In this work, the FIB milling process was considered as a flexibly applicable MEMS compatible nanostructuring method for shaping composite nanopore arrays. The evolving pore diameter depends on the material composition, and the thickness of the membrane, as well as on the applied milling time, ion dose, current and energy. The continuous evolution of pore geometries was characterized in order to define the appropriate process parameters for the reliable and reproducible manufacturing of nanopore arrays in multi-layered membranes. The resulting time (and dose) dependent pore diameter functions were determined for differently structured silicon-nitride/gold multi-layers. As a novel approach time dependent pore diameter evolution rate parameter (γ) was defined, its continuous regression during the milling process verified and interpreted by the Gaussian profile of the spatial ion intensity distribution of the ion beam. The dependency of the pore formation on the ion current was also evaluated and a linear relationship was found between the pore diameter evolution rates, excluding the vicinity of the membrane perforation occurrence. The cross-sectional nanopore geometries were also analysed by high resolution SEM, TEM and ion scanning imaging. High throughput pore diameter detection method was elaborated by detection of secondary electrons generated by translocated scanning Ga⁺ ions. Based on the comprehensive characterization adequate milling parameters (current, time) could be defined to achieve a precise and predictable pore evolution in various membrane structure. The pore diameter variation can be reduced by avoiding to choose the time/current parameters close to the membrane perforation point.
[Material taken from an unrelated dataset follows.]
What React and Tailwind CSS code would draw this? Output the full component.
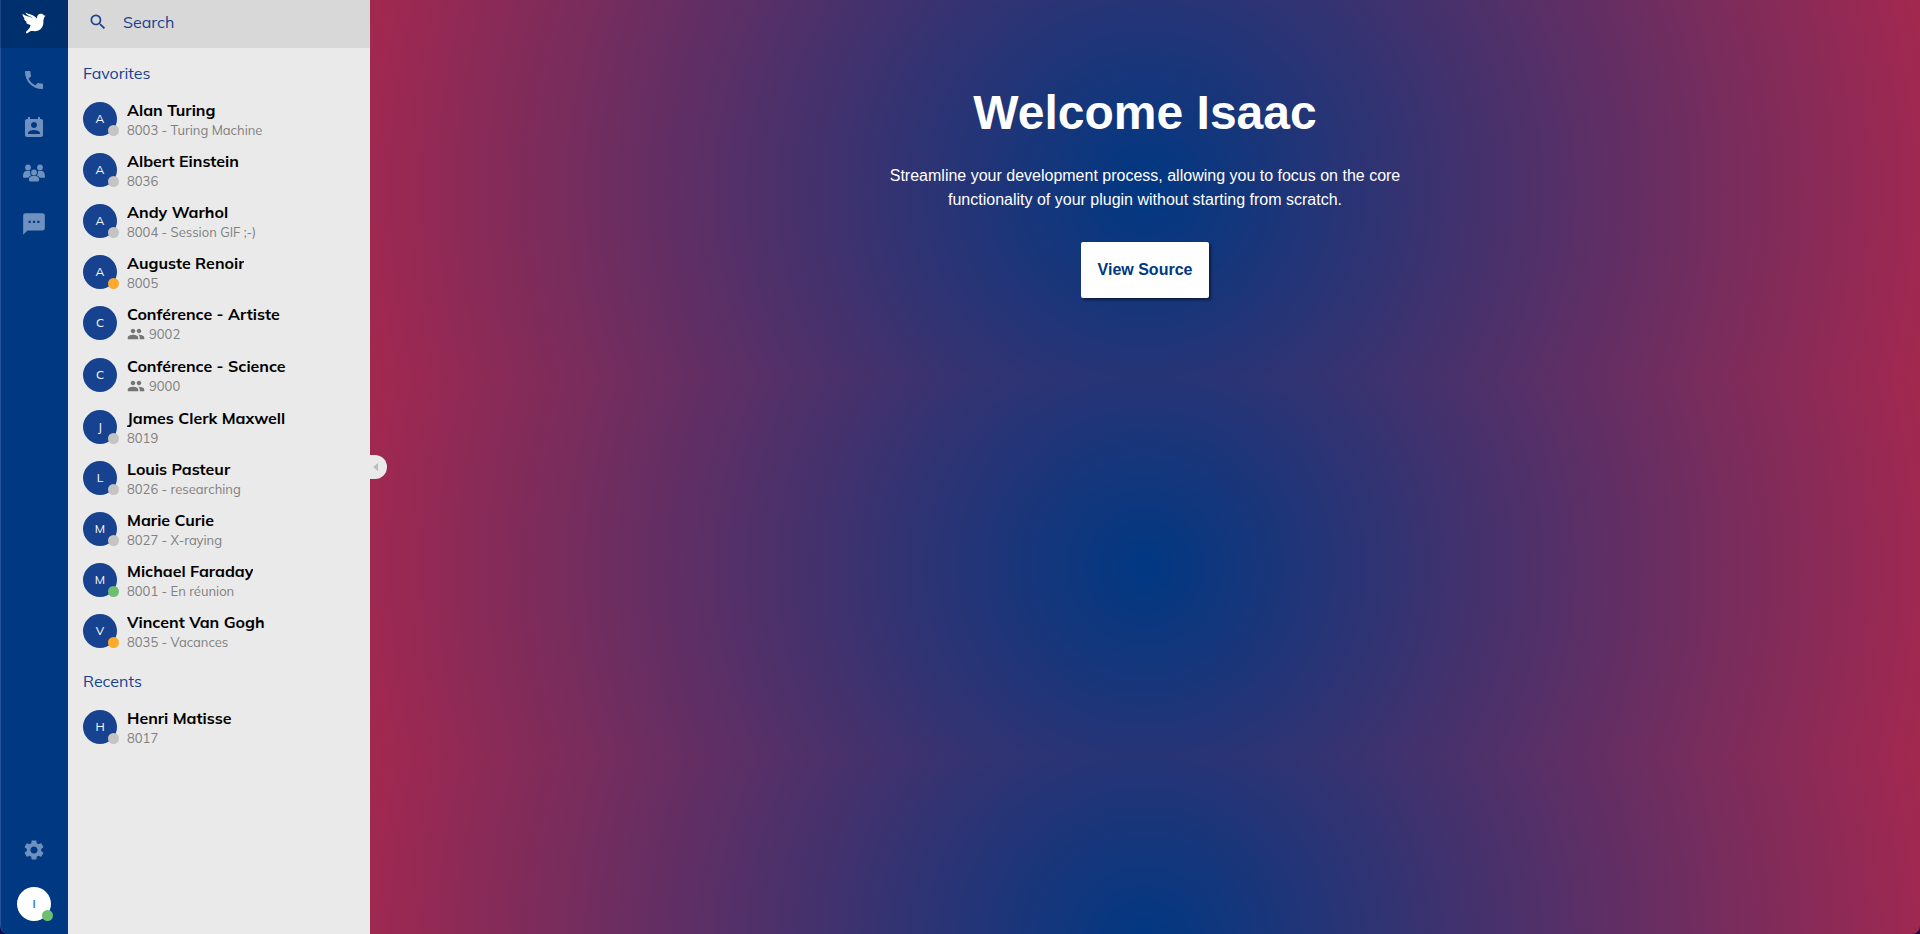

The statistical geometric parameters of a large number of nanopores were recorded and analysed. The reproducibility of the FIB nanoprocessing was improved by neutralization (electrostatic grounding) of the sample surface applying an additional conducting layer. Preventing the electrical charging of the dielectric layers can significantly decrease the resulting deterioration of the ion beam shape. By this technique the distortion of the pore diameter could be reduced significantly, and the pore size variations kept reproducibly below 5 nm.

The performance of membrane impedance analysis based molecule detection was studied by avidin-biotin binding in the nanopore array. The application of uniform pores is of pivotal importance according to theory and experiment as well, since the sensor response depends both on the concentration of the target molecule and the pore size. The development of precise nanoprocessing techniques of predictable yield is therefore an elementary requirement for molecule sensing. By this work, adequate process parameters and techniques were defined for computer-controlled FIB milling [supplementary video] of composite membranes consisting multiple nanopores with conform size. The chip level and wafer level reproducibility of nanopore formation can be an initial step towards the high throughput fabrication of solid-state nanopore based biosensor systems.